The main application of ruled-based modeling, within our work is to optimize the Scaffold. In order to do so Kappa models for the Scaffold and its according reactions have been created. By using these one should essentially be able to simulate the time behavior of the scaffold together with according reactants, which it is designed to move into spatial proximity. Thus one would also be able to do several simulations for different used Promotors. Which would, essentially render one able to estimate the optimal Promotor to be used. However, one of the main problems regarding this, is that the according reaction rates are not known. An computational feasible approach to solve this would be, to do a random sampling of a limited reaction rate space for every simulation. Where knowledge regarding the several occurring reactions could also be used to get an better estimate and therefore better restriction of the according reaction rates. As it is not the common reaction rate k of chemistry used for the simulations but an stochastic reaction rate k, describing the relative frequency of a according reaction. The connection between both, for reactions with two reactants, is given as

\[ k = V \cdot r \cdot \frac{ \left<X_1 X_2\right> }{\left<X_1\right> \left<X_2\right>}\,, \]

which yields 

\[ k = V \cdot r \,, \]

for a simple binary reaction, with the reaction Volume being V1. Thus by getting the ranges of reaction Volumes within our Scaffold reactions, reasonable limits for the sampling simulations can be found.

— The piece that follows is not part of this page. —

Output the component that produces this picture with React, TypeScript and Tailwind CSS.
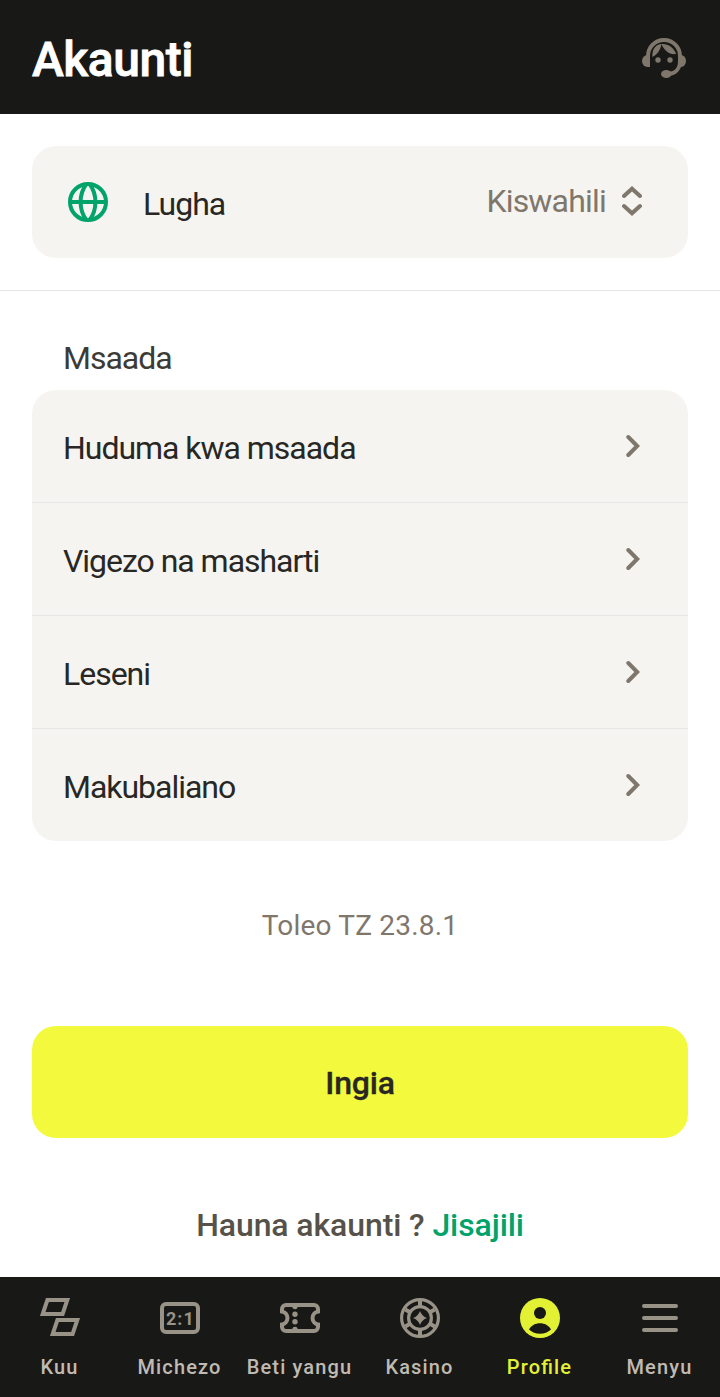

Since any kappa simulation is a randomized algorithm, meaningful results can only be reached by averaging over several runs. Where we averaged over 1000 runs, this has been parallelized by means of a bash script.

Fig. 1: Results of Scaffold model for averages over 1000 runs

Components as written in our modell are listed below:
    • DNA_E: Amount of DNA representing proteins of enzymes inside Plasmid A
    • DNA_S: Amount of DNA representing proteins of scaffold inside Plasmid B
    • RNA_E: Amount of RNA representing proteins of enzymes inside Plasmid A
    • RNA_S: Amount of RNA representing proteins of scaffold inside Plasmid B
    • DNA_tot & RNA_tot: Each summarized amount of nuclein acid.
    • Scaff: Amount of Scaffold inside model.
    • DFR: Amount of Dihydroflavonoul inside model.
    • ANS: Amount of Anthocyanidin Synthase inside model.

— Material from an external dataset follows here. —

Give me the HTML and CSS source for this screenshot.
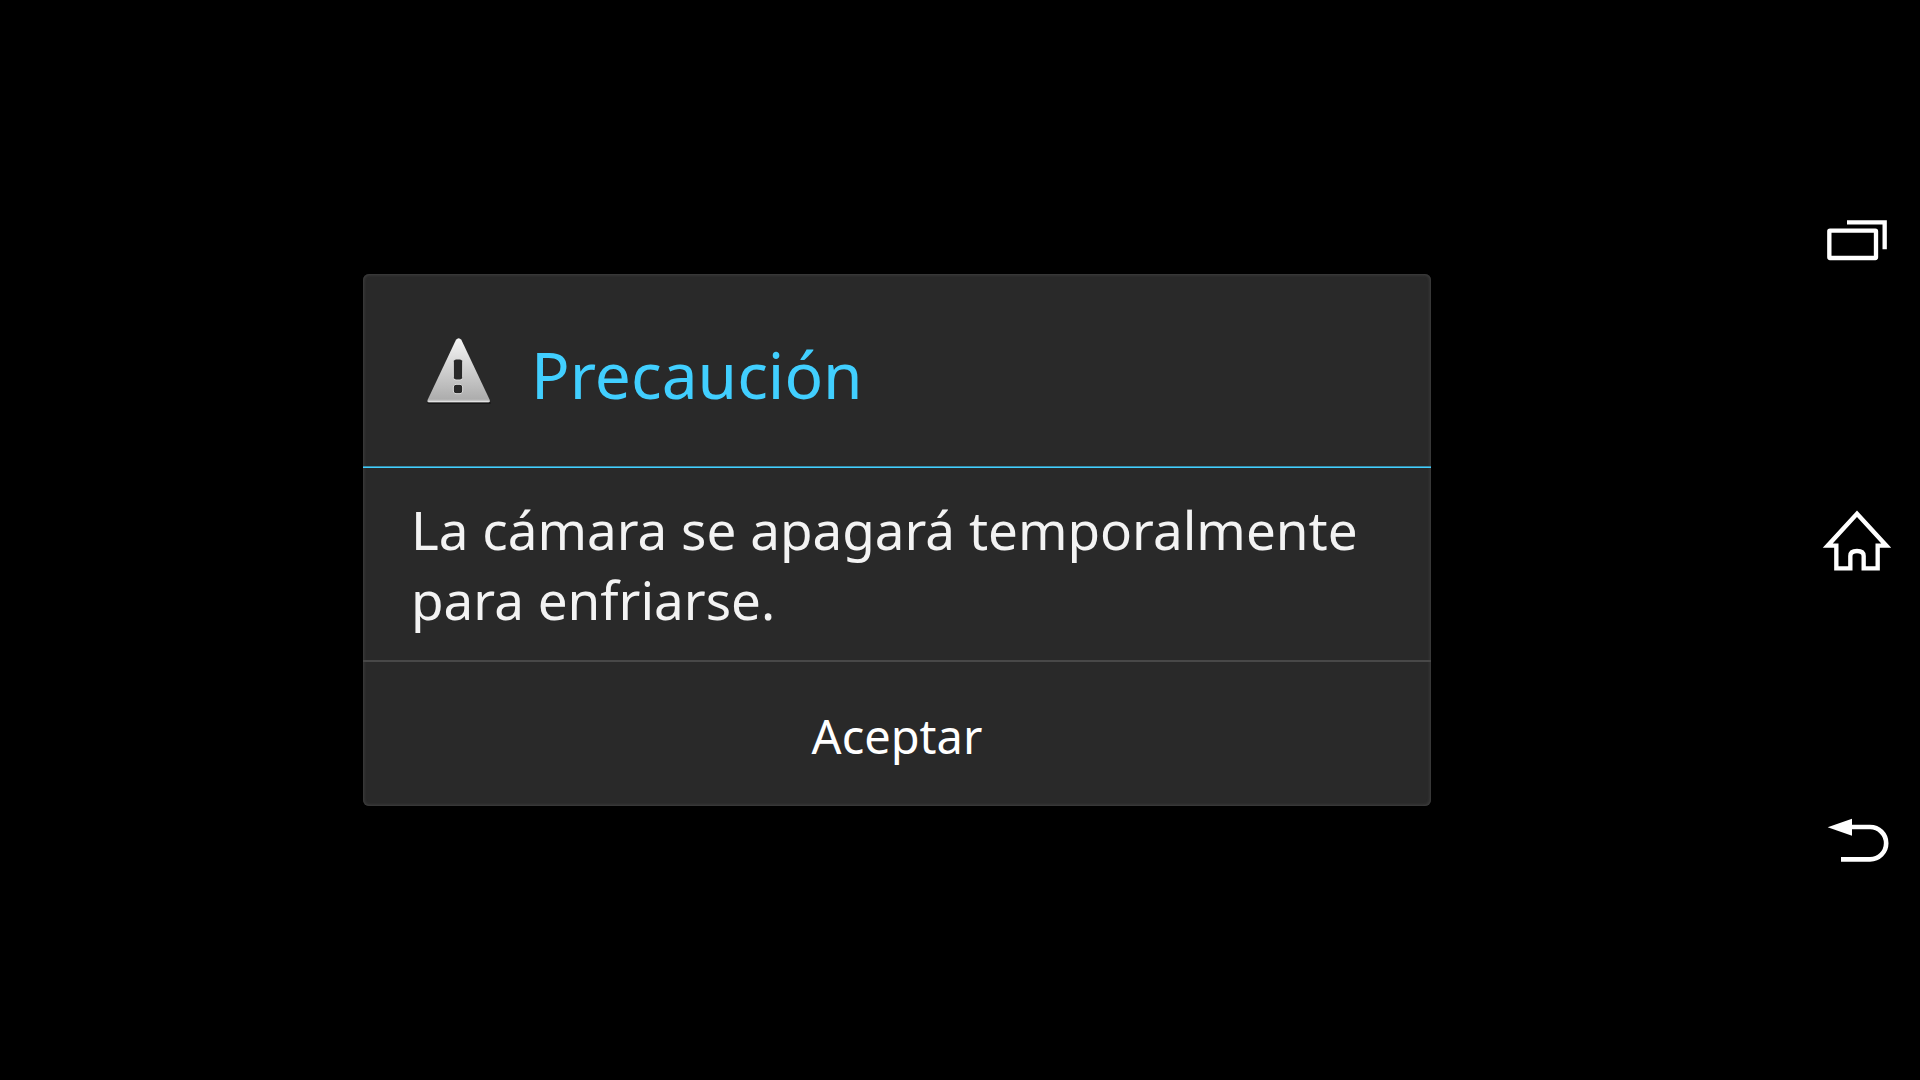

Fig. 2: Standard Deviation of Scaffold model for averages over 1000 runs

As can be seen by comparing (Fig. 1) and (Fig. 2) the standard deviations are of the same order as the averages. Thus, the statistical error of the data has the same order as the data itself. 

Which leads to the conclusion that this model can not be used to correctly model our scaffold, since the results have large inherent variations.

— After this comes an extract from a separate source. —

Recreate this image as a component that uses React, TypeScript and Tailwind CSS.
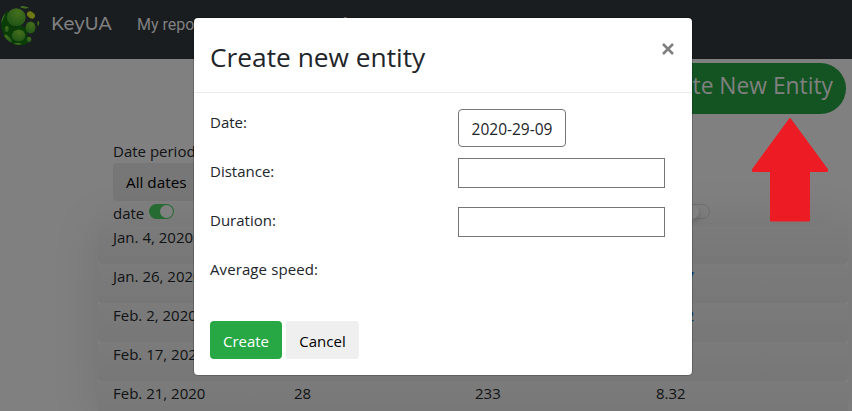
const rows = [
  { date: "Jan. 4, 2020", distance: "", duration: "", speed: "" },
  { date: "Jan. 26, 2020", distance: "", duration: "", speed: "11.27" },
  { date: "Feb. 2, 2020", distance: "", duration: "", speed: "10.42" },
  { date: "Feb. 17, 2020", distance: "", duration: "", speed: "" },
  { date: "Feb. 21, 2020", distance: "28", duration: "233", speed: "8.32" },
];

function Logo() {
  return (
    <svg viewBox="0 0 42 50" className="h-[50px] w-[42px] shrink-0">
      <defs>
        <radialGradient id="ball" cx="60%" cy="25%" r="80%">
          <stop offset="0" stopColor="#456f1c" />
          <stop offset="1" stopColor="#1f5418" />
        </radialGradient>
        <clipPath id="globe"><circle cx="20.5" cy="25.5" r="19.8" /></clipPath>
      </defs>
      <g clipPath="url(#globe)">
        <path d="M1 20C3 13 6 10 9 12C8 20 12 25 16 27C20 24 24 26 26 29C28 32 27 37 28 40C29 43 25 46 20 46C7 44 0 34 1 20Z" fill="#0a3c08" />
        <g fill="url(#ball)">
          <ellipse cx="16.3" cy="17.3" rx="9.4" ry="9" />
          <ellipse cx="18.5" cy="35.5" rx="6.7" ry="5.9" />
          <ellipse cx="30.5" cy="27.6" rx="5" ry="6" />
          <ellipse cx="6.7" cy="29" rx="2" ry="3.1" />
          <ellipse cx="8" cy="38.5" rx="2" ry="5" transform="rotate(-43 8 38.5)" />
          <ellipse cx="29" cy="39.5" rx="2.3" ry="2.8" />
          <ellipse cx="2.7" cy="18" rx="1" ry="5" transform="rotate(20 2.7 18)" />
          <ellipse cx="38.2" cy="23.5" rx="1.1" ry="2.4" />
          <ellipse cx="17.5" cy="44" rx="4" ry="1" />
        </g>
        <ellipse cx="31" cy="15" rx="4.3" ry="3.2" transform="rotate(35 31 15)" fill="#6f7811" />
        <ellipse cx="24.5" cy="7.2" rx="4.2" ry="1.2" transform="rotate(5 24.5 7.2)" fill="#416d20" />
      </g>
    </svg>
  );
}

function Navbar() {
  return (
    <nav className="flex h-[59px] shrink-0 items-start bg-[#1a1d20] text-[#808080]">
      <Logo />
      <span className="ml-[9px] mt-[9px] w-[63px] font-['Montserrat',Lato,sans-serif] text-[18px] font-medium leading-[30px]">KeyUA</span>
      <div className="ml-[23px] mt-[13px] flex gap-6 whitespace-nowrap font-[Roboto,sans-serif] text-base leading-6">
        <span>My reports</span>
        <span>Weekly total info</span>
      </div>
    </nav>
  );
}

function Report() {
  return (
    <section className="ml-[98px] w-[750px] text-[#101214]">
      <div className="ml-[15px] pt-[25px]">
        <div className="h-[24px] leading-[24px]">Date period</div>
        <button className="block h-[38px] w-[120px] rounded bg-[#777] px-[13px] text-left text-[15.3px] text-black">All dates</button>
      </div>
      <div className="flex h-[24px] items-start pl-[15px]">
        <span className="leading-[24px]">date</span>
        <span className="ml-[5px] mt-[3px] flex h-[15px] w-[25px] justify-end rounded-full bg-[#266c32] p-px">
          <span className="size-[13px] rounded-full bg-[#808080]" />
        </span>
        <span className="ml-[510px] mt-[3px] flex h-[15px] w-[26px] rounded-full border border-[#6d6d6d]">
          <span className="size-[14px] rounded-full bg-[#808080] shadow-[1px_3px_4px_#5556]" />
        </span>
      </div>
      <div className="rounded shadow-[0_0_50px_#0000001c]">
        {rows.map((row) => (
          <div key={row.date} className="grid h-[39px] grid-cols-[181px_181px_181px_1fr] rounded bg-linear-to-b from-[#7b7b7b] to-[#767776] pl-[15px] leading-[24px]">
            <span>{row.date}</span>
            <span>{row.distance}</span>
            <span>{row.duration}</span>
            <span className={row.speed.length > 4 ? "text-[#003e80]" : ""}>{row.speed}</span>
          </div>
        ))}
      </div>
    </section>
  );
}

function Modal() {
  return (
    <div className="absolute left-[194px] top-[18px] h-[357px] w-[498px] rounded bg-white text-[#212529] shadow-[0_0_0_1px_#00000033]">
      <header className="flex h-[75px] justify-between border-b border-[#e9ecef] px-4">
        <h1 className="pt-[19px] text-[26.3px] leading-[40px]">Create new entity</h1>
        <svg viewBox="0 0 12 12" className="mr-[2px] mt-[25px] size-[12px] stroke-[#7f7f7f]" strokeWidth="2.5">
          <path d="M1 1L11 11M11 1L1 11" />
        </svg>
      </header>
      <div className="grid grid-cols-[248px_1fr] grid-rows-[49px_49px_49px_65px] px-4 pt-4 leading-[26px]">
        <span>Date:</span>
        <button className="h-[38px] w-[108px] rounded border border-[#767676] pt-[2px] text-[15.5px]">2020-29-09</button>
        <span>Distance:</span>
        <input className="h-[30px] w-[207px] border border-[#767676]" />
        <span>Duration:</span>
        <input className="h-[30px] w-[207px] border border-[#767676]" />
        <span className="tracking-[0.1px]">Average speed:</span>
      </div>
      <footer className="flex gap-1 px-4">
        <button className="h-[38px] w-[72px] rounded bg-[#28a745] pt-[2px] text-white">Create</button>
        <button className="h-[38px] w-[73px] rounded bg-[#efefef] pt-[2px] text-black">Cancel</button>
      </footer>
    </div>
  );
}

export default function App() {
  return (
    <div className="relative flex h-[411px] w-[852px] flex-col overflow-hidden bg-[#808080] font-['Open_Sans',sans-serif] text-[15px]">
      <Navbar />
      <div className="flex justify-end pr-[6px] pt-1">
        <button className="h-[51px] w-[236px] rounded-full bg-[#145423] pb-[5px] pr-[13px] text-right text-[22.8px] leading-none text-[#808080]">Create New Entity</button>
      </div>
      <Report />
      <Modal />
      <svg viewBox="0 0 76 104" className="absolute left-[752px] top-[118px] h-[104px] w-[76px]">
        <path d="M38 1L75 51.5V53H57V102.5H19V53H1V51.5Z" fill="#ed1c24" stroke="#ed1c24" strokeWidth="2" strokeLinejoin="round" />
      </svg>
    </div>
  );
}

This behavior remains even after using 104 samples instead of 103. Therefore, it is safe to say that this variation is due to some systematic misconception within the model.

We used the original repressilator model taken from - temporay not accessible anymore -  as base for our model. To check if theses results are due to some error from our side we again calculated results for 10000 samples for averaging.

Fig. 3: Results of Repress model for averages over 1000 runs

Fig. 4: Standard Deviation of repress model for averages over 1000 runs

Again the result is that the statistical errors are of the same order as the averaged values.

Thus, there seems to be some underlying problem with this model. Which we seemed to include in our model by using the repress model as base.

For one final visualization of the variations we plotted the normalized difference to the average

\[ \Gamma(x_i) = \frac{\left|\mu\left(x_i\right) - x_i\right|}{\left| \mu\left(x_i\right)\right|} \,. \]

In the following (Fig. 4) this is plotted for the RNAC of repress model. 

As can clearly be seen the variations are extensive were the largest occurring deviation is an error of over 2500%. 

These systematic errors, the fact the we do not know the kinetic rate constants for our agents as well as the fact that at least at the time of our contribution kappa seems to be poorly documented lead us to the decision that we can not use kappa for the scaffold modeling.


  1. Gillespie, D. T. (1977). Exact stochastic simulation of coupled chemical reactions. J. Phys. Chem., 81(25):2340–2361.